Аккомпанировала мне тогда на рояле очень симпатичная студентка. Однажды я пошёл её провожать и решился поцеловать. И тот мой поцелуй был настолько смешной и робкий, что очень её развеселил. Оказалось, что в 21 год я совершенно не умею целоваться. И она показала, как это делается. Помню, что наутро я едва узнал себя в зеркале – у меня губы были, как у вурдалака…
А потом она меня разлюбила. И я решил уехать в Москву, в консерваторию. В старой шинели, рваных ботинках. Жили мы бедно, мать работала санитаркой, и денег вообще не было. Я добирался до столицы на грузовике, нанявшись грузчиком. В той же машине на продавленном сидении остался ночевать, хотя была зима и очень холодно. Просто моя природная застенчивость не позволила воспользоваться приглашением шофёра и пойти к его родственникам.
И вот утром я пришёл к консерватории и… не посмел войти в это величественное здание.
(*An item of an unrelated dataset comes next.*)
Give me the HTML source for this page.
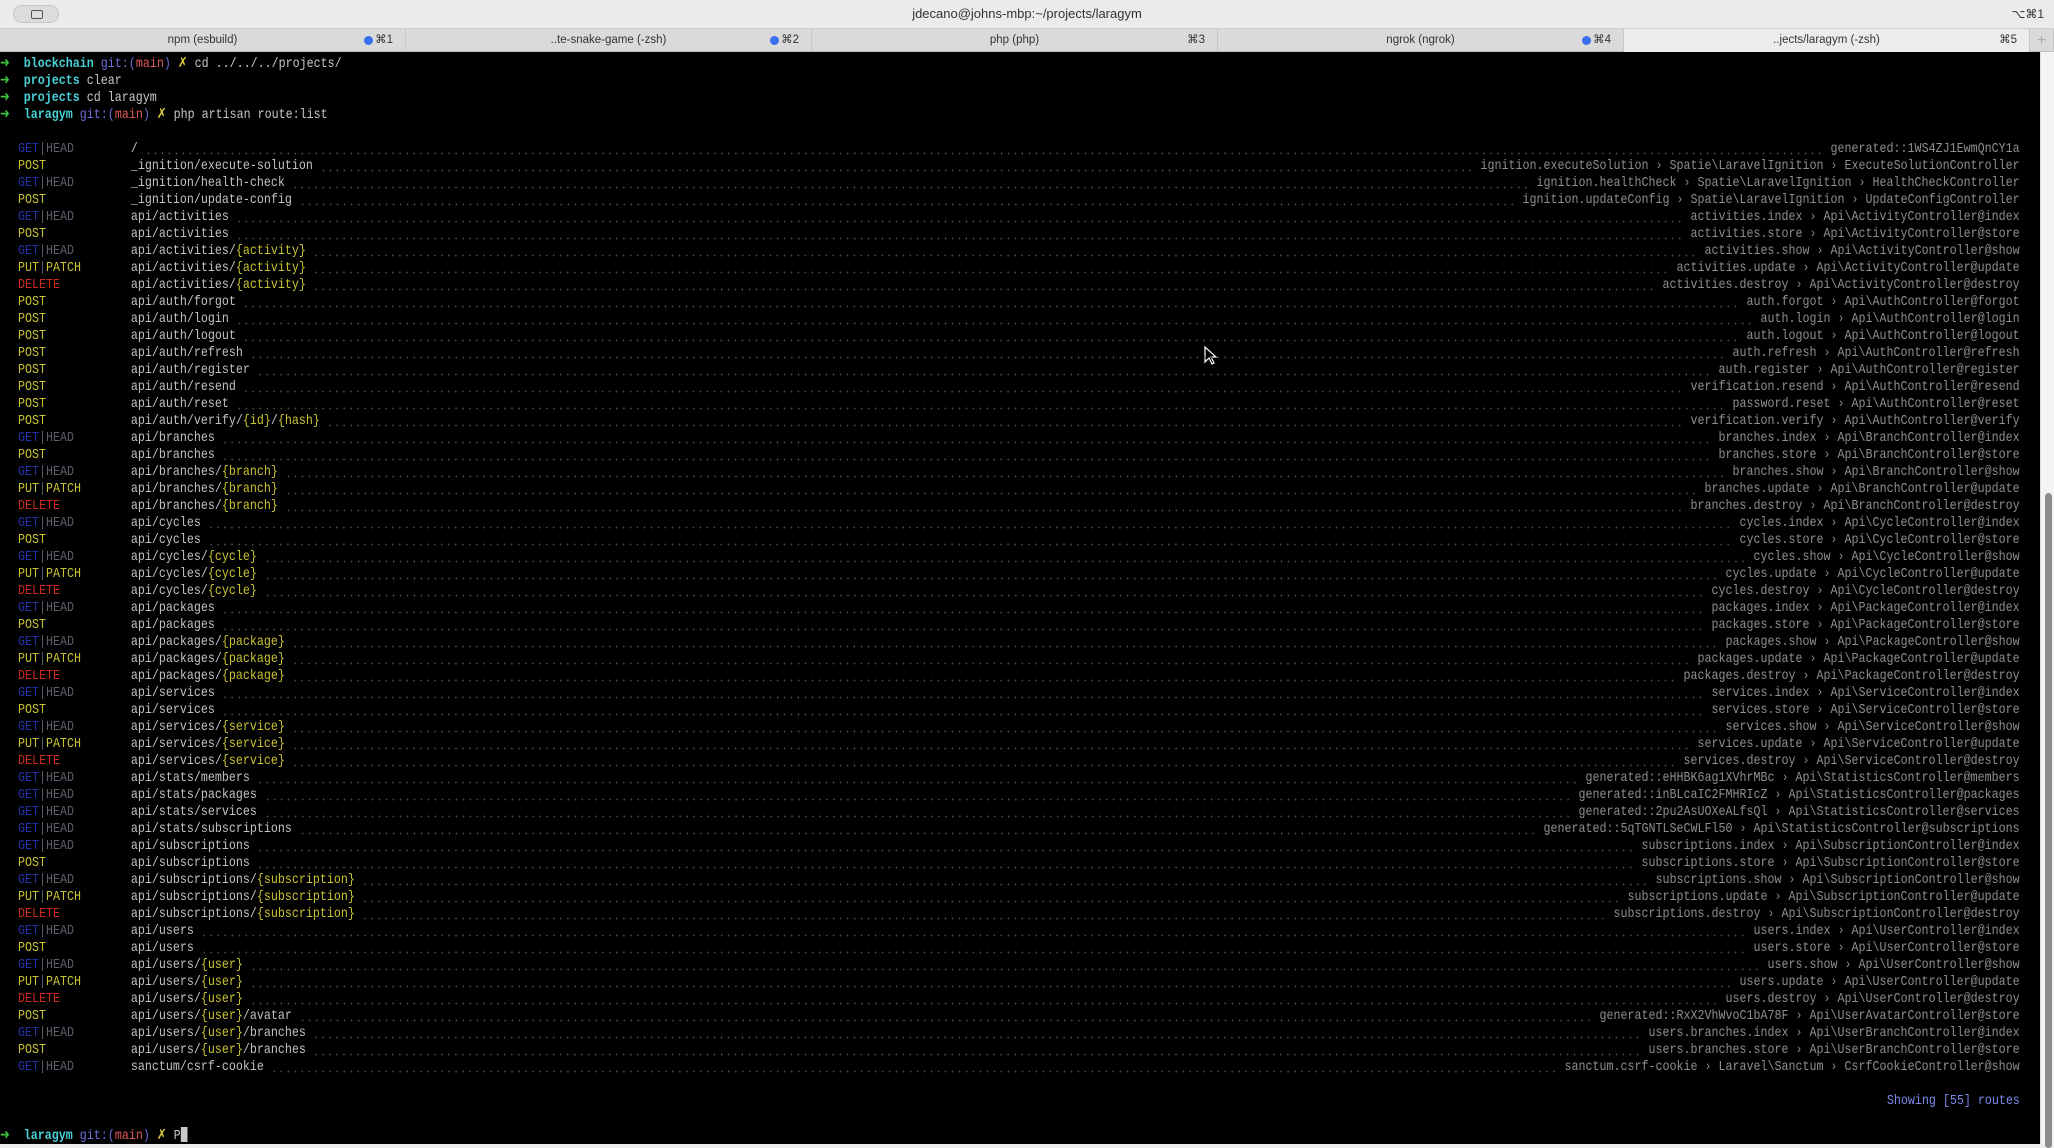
<!DOCTYPE html>
<html><head><meta charset="utf-8"><style>
*{margin:0;padding:0;box-sizing:border-box}
body{width:2054px;height:1144px;overflow:hidden;background:#ececec;font-family:"Liberation Sans",sans-serif;position:relative}
.title{position:absolute;left:0;top:0;width:2054px;height:28px;background:#ebebeb;text-align:center;font-size:13px;line-height:28px;color:#333}
.btn{position:absolute;left:13px;top:5px;width:46px;height:18px;border-radius:9px;background:#dcdcdc;border:1px solid #c8c8c8}
.btn i{position:absolute;left:17px;top:4px;width:12px;height:9px;border:1.5px solid #555;border-radius:2px}
.kb{position:absolute;right:10px;top:0;font-size:12px;color:#333}
.tabs{position:absolute;left:0;top:28px;width:2054px;height:24px;background:#dadada;border-top:1px solid #cfcfcf;border-bottom:1px solid #bdbdbd}
.tab{position:absolute;top:0;height:23px;border-right:1px solid #c6c6c6;font-size:11.5px;line-height:23px;color:#333;text-align:center}
.tab .k{position:absolute;right:12px;top:0;color:#333}
.tab .dot{position:absolute;top:7px;width:9px;height:9px;border-radius:50%;background:#3a6ff0}
.tab.act{background:#ececec}
.term{position:absolute;left:0;top:52px;width:2040px;height:1092px;background:#000}
.sb{position:absolute;left:2040px;top:52px;width:14px;height:1092px;background:#f4f4f4;border-left:1px solid #ddd}
.sb i{position:absolute;left:4px;top:441px;width:7px;height:655px;border-radius:4px;background:#8c8c8c}
.txt{position:absolute;left:0;top:56px;width:2448px;transform:scaleX(0.8333);transform-origin:0 0;font-family:"Liberation Mono",monospace;font-size:14px;color:#c8c8c8}
.l{height:17px;line-height:17px;white-space:pre;padding-left:0}
.r{display:flex;height:17px;line-height:17px;white-space:pre;margin-left:21.6px;width:2402px}
.m{width:135.4px;flex:none}
.p{flex:none;color:#c2c2c2}
.d{flex:1;margin:0 8.4px;background-image:radial-gradient(circle,#4a4a4a 0.8px,transparent 1.2px);background-size:8.4px 17px;background-position:0 4px}
.t{flex:none;color:#8e8e94}
.g{color:#2432a8}.h{color:#5b5f6c}.y{color:#c8c330}.x{color:#cc2a1e}.v{color:#c9c431}
.ar{color:#3ec43e}.dir{color:#49cfd6;font-weight:bold}.gt{color:#6b70d8}.mn{color:#e05858}.xx{color:#e0d040}
.sh{color:#7d89ea;text-align:right;width:2424px}
.cur{display:inline-block;width:8px;height:15px;background:#c8c8c8;vertical-align:-3px}
</style></head><body>
<div class="title"><div class="btn"><i></i></div>jdecano@johns-mbp:~/projects/laragym<span class="kb">⌥⌘1</span></div>
<div class="tabs">
<div class="tab" style="left:0;width:406px">npm (esbuild)<span class="dot" style="left:364px"></span><span class="k">⌘1</span></div>
<div class="tab" style="left:406px;width:406px">..te-snake-game (-zsh)<span class="dot" style="left:364px"></span><span class="k">⌘2</span></div>
<div class="tab" style="left:812px;width:406px">php (php)<span class="k">⌘3</span></div>
<div class="tab" style="left:1218px;width:406px">ngrok (ngrok)<span class="dot" style="left:364px"></span><span class="k">⌘4</span></div>
<div class="tab act" style="left:1624px;width:406px">..jects/laragym (-zsh)<span class="k">⌘5</span></div>
<div class="tab" style="left:2030px;width:24px;color:#aaa;font-size:16px">+</div>
</div>
<div class="term"></div>
<div class="sb"><i></i></div>
<svg style="position:absolute;left:1204px;top:346px" width="14" height="20" viewBox="0 0 14 20"><path d="M1 1 L1 16 L5 12 L8 18 L10 17 L7 11 L12 11 Z" fill="#000" stroke="#fff" stroke-width="1.2"/></svg>
<div class="txt">
<div class="l"><span class="ar">➜</span>  <span class="dir">blockchain</span> <span class="gt">git:(</span><span class="mn">main</span><span class="gt">)</span> <span class="xx">✗</span> cd ../../../projects/</div>
<div class="l"><span class="ar">➜</span>  <span class="dir">projects</span> clear</div>
<div class="l"><span class="ar">➜</span>  <span class="dir">projects</span> cd laragym</div>
<div class="l"><span class="ar">➜</span>  <span class="dir">laragym</span> <span class="gt">git:(</span><span class="mn">main</span><span class="gt">)</span> <span class="xx">✗</span> php artisan route:list</div>
<div class="l"> </div>
<div class="r"><span class="m"><span class="g">GET</span><span class="h">|HEAD</span></span><span class="p">/</span><span class="d"></span><span class="t">generated::1WS4ZJ1EwmQnCY1a</span></div>
<div class="r"><span class="m y">POST</span><span class="p">_ignition/execute-solution</span><span class="d"></span><span class="t">ignition.executeSolution › Spatie\LaravelIgnition › ExecuteSolutionController</span></div>
<div class="r"><span class="m"><span class="g">GET</span><span class="h">|HEAD</span></span><span class="p">_ignition/health-check</span><span class="d"></span><span class="t">ignition.healthCheck › Spatie\LaravelIgnition › HealthCheckController</span></div>
<div class="r"><span class="m y">POST</span><span class="p">_ignition/update-config</span><span class="d"></span><span class="t">ignition.updateConfig › Spatie\LaravelIgnition › UpdateConfigController</span></div>
<div class="r"><span class="m"><span class="g">GET</span><span class="h">|HEAD</span></span><span class="p">api/activities</span><span class="d"></span><span class="t">activities.index › Api\ActivityController@index</span></div>
<div class="r"><span class="m y">POST</span><span class="p">api/activities</span><span class="d"></span><span class="t">activities.store › Api\ActivityController@store</span></div>
<div class="r"><span class="m"><span class="g">GET</span><span class="h">|HEAD</span></span><span class="p">api/activities/<span class="v">{activity}</span></span><span class="d"></span><span class="t">activities.show › Api\ActivityController@show</span></div>
<div class="r"><span class="m"><span class="y">PUT</span><span class="h">|</span><span class="y">PATCH</span></span><span class="p">api/activities/<span class="v">{activity}</span></span><span class="d"></span><span class="t">activities.update › Api\ActivityController@update</span></div>
<div class="r"><span class="m x">DELETE</span><span class="p">api/activities/<span class="v">{activity}</span></span><span class="d"></span><span class="t">activities.destroy › Api\ActivityController@destroy</span></div>
<div class="r"><span class="m y">POST</span><span class="p">api/auth/forgot</span><span class="d"></span><span class="t">auth.forgot › Api\AuthController@forgot</span></div>
<div class="r"><span class="m y">POST</span><span class="p">api/auth/login</span><span class="d"></span><span class="t">auth.login › Api\AuthController@login</span></div>
<div class="r"><span class="m y">POST</span><span class="p">api/auth/logout</span><span class="d"></span><span class="t">auth.logout › Api\AuthController@logout</span></div>
<div class="r"><span class="m y">POST</span><span class="p">api/auth/refresh</span><span class="d"></span><span class="t">auth.refresh › Api\AuthController@refresh</span></div>
<div class="r"><span class="m y">POST</span><span class="p">api/auth/register</span><span class="d"></span><span class="t">auth.register › Api\AuthController@register</span></div>
<div class="r"><span class="m y">POST</span><span class="p">api/auth/resend</span><span class="d"></span><span class="t">verification.resend › Api\AuthController@resend</span></div>
<div class="r"><span class="m y">POST</span><span class="p">api/auth/reset</span><span class="d"></span><span class="t">password.reset › Api\AuthController@reset</span></div>
<div class="r"><span class="m y">POST</span><span class="p">api/auth/verify/<span class="v">{id}</span>/<span class="v">{hash}</span></span><span class="d"></span><span class="t">verification.verify › Api\AuthController@verify</span></div>
<div class="r"><span class="m"><span class="g">GET</span><span class="h">|HEAD</span></span><span class="p">api/branches</span><span class="d"></span><span class="t">branches.index › Api\BranchController@index</span></div>
<div class="r"><span class="m y">POST</span><span class="p">api/branches</span><span class="d"></span><span class="t">branches.store › Api\BranchController@store</span></div>
<div class="r"><span class="m"><span class="g">GET</span><span class="h">|HEAD</span></span><span class="p">api/branches/<span class="v">{branch}</span></span><span class="d"></span><span class="t">branches.show › Api\BranchController@show</span></div>
<div class="r"><span class="m"><span class="y">PUT</span><span class="h">|</span><span class="y">PATCH</span></span><span class="p">api/branches/<span class="v">{branch}</span></span><span class="d"></span><span class="t">branches.update › Api\BranchController@update</span></div>
<div class="r"><span class="m x">DELETE</span><span class="p">api/branches/<span class="v">{branch}</span></span><span class="d"></span><span class="t">branches.destroy › Api\BranchController@destroy</span></div>
<div class="r"><span class="m"><span class="g">GET</span><span class="h">|HEAD</span></span><span class="p">api/cycles</span><span class="d"></span><span class="t">cycles.index › Api\CycleController@index</span></div>
<div class="r"><span class="m y">POST</span><span class="p">api/cycles</span><span class="d"></span><span class="t">cycles.store › Api\CycleController@store</span></div>
<div class="r"><span class="m"><span class="g">GET</span><span class="h">|HEAD</span></span><span class="p">api/cycles/<span class="v">{cycle}</span></span><span class="d"></span><span class="t">cycles.show › Api\CycleController@show</span></div>
<div class="r"><span class="m"><span class="y">PUT</span><span class="h">|</span><span class="y">PATCH</span></span><span class="p">api/cycles/<span class="v">{cycle}</span></span><span class="d"></span><span class="t">cycles.update › Api\CycleController@update</span></div>
<div class="r"><span class="m x">DELETE</span><span class="p">api/cycles/<span class="v">{cycle}</span></span><span class="d"></span><span class="t">cycles.destroy › Api\CycleController@destroy</span></div>
<div class="r"><span class="m"><span class="g">GET</span><span class="h">|HEAD</span></span><span class="p">api/packages</span><span class="d"></span><span class="t">packages.index › Api\PackageController@index</span></div>
<div class="r"><span class="m y">POST</span><span class="p">api/packages</span><span class="d"></span><span class="t">packages.store › Api\PackageController@store</span></div>
<div class="r"><span class="m"><span class="g">GET</span><span class="h">|HEAD</span></span><span class="p">api/packages/<span class="v">{package}</span></span><span class="d"></span><span class="t">packages.show › Api\PackageController@show</span></div>
<div class="r"><span class="m"><span class="y">PUT</span><span class="h">|</span><span class="y">PATCH</span></span><span class="p">api/packages/<span class="v">{package}</span></span><span class="d"></span><span class="t">packages.update › Api\PackageController@update</span></div>
<div class="r"><span class="m x">DELETE</span><span class="p">api/packages/<span class="v">{package}</span></span><span class="d"></span><span class="t">packages.destroy › Api\PackageController@destroy</span></div>
<div class="r"><span class="m"><span class="g">GET</span><span class="h">|HEAD</span></span><span class="p">api/services</span><span class="d"></span><span class="t">services.index › Api\ServiceController@index</span></div>
<div class="r"><span class="m y">POST</span><span class="p">api/services</span><span class="d"></span><span class="t">services.store › Api\ServiceController@store</span></div>
<div class="r"><span class="m"><span class="g">GET</span><span class="h">|HEAD</span></span><span class="p">api/services/<span class="v">{service}</span></span><span class="d"></span><span class="t">services.show › Api\ServiceController@show</span></div>
<div class="r"><span class="m"><span class="y">PUT</span><span class="h">|</span><span class="y">PATCH</span></span><span class="p">api/services/<span class="v">{service}</span></span><span class="d"></span><span class="t">services.update › Api\ServiceController@update</span></div>
<div class="r"><span class="m x">DELETE</span><span class="p">api/services/<span class="v">{service}</span></span><span class="d"></span><span class="t">services.destroy › Api\ServiceController@destroy</span></div>
<div class="r"><span class="m"><span class="g">GET</span><span class="h">|HEAD</span></span><span class="p">api/stats/members</span><span class="d"></span><span class="t">generated::eHHBK6ag1XVhrMBc › Api\StatisticsController@members</span></div>
<div class="r"><span class="m"><span class="g">GET</span><span class="h">|HEAD</span></span><span class="p">api/stats/packages</span><span class="d"></span><span class="t">generated::inBLcaIC2FMHRIcZ › Api\StatisticsController@packages</span></div>
<div class="r"><span class="m"><span class="g">GET</span><span class="h">|HEAD</span></span><span class="p">api/stats/services</span><span class="d"></span><span class="t">generated::2pu2AsUOXeALfsQl › Api\StatisticsController@services</span></div>
<div class="r"><span class="m"><span class="g">GET</span><span class="h">|HEAD</span></span><span class="p">api/stats/subscriptions</span><span class="d"></span><span class="t">generated::5qTGNTLSeCWLFl50 › Api\StatisticsController@subscriptions</span></div>
<div class="r"><span class="m"><span class="g">GET</span><span class="h">|HEAD</span></span><span class="p">api/subscriptions</span><span class="d"></span><span class="t">subscriptions.index › Api\SubscriptionController@index</span></div>
<div class="r"><span class="m y">POST</span><span class="p">api/subscriptions</span><span class="d"></span><span class="t">subscriptions.store › Api\SubscriptionController@store</span></div>
<div class="r"><span class="m"><span class="g">GET</span><span class="h">|HEAD</span></span><span class="p">api/subscriptions/<span class="v">{subscription}</span></span><span class="d"></span><span class="t">subscriptions.show › Api\SubscriptionController@show</span></div>
<div class="r"><span class="m"><span class="y">PUT</span><span class="h">|</span><span class="y">PATCH</span></span><span class="p">api/subscriptions/<span class="v">{subscription}</span></span><span class="d"></span><span class="t">subscriptions.update › Api\SubscriptionController@update</span></div>
<div class="r"><span class="m x">DELETE</span><span class="p">api/subscriptions/<span class="v">{subscription}</span></span><span class="d"></span><span class="t">subscriptions.destroy › Api\SubscriptionController@destroy</span></div>
<div class="r"><span class="m"><span class="g">GET</span><span class="h">|HEAD</span></span><span class="p">api/users</span><span class="d"></span><span class="t">users.index › Api\UserController@index</span></div>
<div class="r"><span class="m y">POST</span><span class="p">api/users</span><span class="d"></span><span class="t">users.store › Api\UserController@store</span></div>
<div class="r"><span class="m"><span class="g">GET</span><span class="h">|HEAD</span></span><span class="p">api/users/<span class="v">{user}</span></span><span class="d"></span><span class="t">users.show › Api\UserController@show</span></div>
<div class="r"><span class="m"><span class="y">PUT</span><span class="h">|</span><span class="y">PATCH</span></span><span class="p">api/users/<span class="v">{user}</span></span><span class="d"></span><span class="t">users.update › Api\UserController@update</span></div>
<div class="r"><span class="m x">DELETE</span><span class="p">api/users/<span class="v">{user}</span></span><span class="d"></span><span class="t">users.destroy › Api\UserController@destroy</span></div>
<div class="r"><span class="m y">POST</span><span class="p">api/users/<span class="v">{user}</span>/avatar</span><span class="d"></span><span class="t">generated::RxX2VhWvoC1bA78F › Api\UserAvatarController@store</span></div>
<div class="r"><span class="m"><span class="g">GET</span><span class="h">|HEAD</span></span><span class="p">api/users/<span class="v">{user}</span>/branches</span><span class="d"></span><span class="t">users.branches.index › Api\UserBranchController@index</span></div>
<div class="r"><span class="m y">POST</span><span class="p">api/users/<span class="v">{user}</span>/branches</span><span class="d"></span><span class="t">users.branches.store › Api\UserBranchController@store</span></div>
<div class="r"><span class="m"><span class="g">GET</span><span class="h">|HEAD</span></span><span class="p">sanctum/csrf-cookie</span><span class="d"></span><span class="t">sanctum.csrf-cookie › Laravel\Sanctum › CsrfCookieController@show</span></div>
<div class="l"> </div>
<div class="l sh">Showing [55] routes</div>
<div class="l"> </div>
<div class="l"><span class="ar">➜</span>  <span class="dir">laragym</span> <span class="gt">git:(</span><span class="mn">main</span><span class="gt">)</span> <span class="xx">✗</span> P<span class="cur"></span></div>
</div>
</body></html>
Решил начать с училища имени Гнесиных, но там директриса прогнала меня прочь, отчитав, что я посмел явиться посреди учебного года. Зато когда после этого я понуро стоял в коридоре, ко мне подошёл какой-то юный красавец и, узнав в чём дело, сказал: «Иди в консерваторию#8194;– не бойся. Там декан вокального факультета Гуго Натанович Тиц – замечательный человек. Он тебя прослушает».
И я пошёл. И дальше всё было как в сказке. Какие-то нарядные девушки, прогуливающиеся по коридору, помогли мне найти Гуго Натановича, а тот нашёл концертмейстера и пустой класс. После прослушивания Тиц сказал, что голос у меня профессиональный, необычного тембра, и они меня берут в консерваторию. Однако посоветовал сначала окончить институт, чтобы в запасе была специальность, поскольку голос – штука хрупкая.
– Но, насколько я понимаю, по окончании пединститута вы в консерваторию всё-таки не поехали…
– Да, как-то не сложилось. Мать болела#8194;– от неё далеко нельзя было уезжать. Вместо консерватории несколько лет работал учителем в деревне. А потом поступил заочно на художественный факультет Московского полиграфического института.
Алая капля
– Евгений Петрович, а вы помните, когда у вас проявилась эта тяга к рисованию?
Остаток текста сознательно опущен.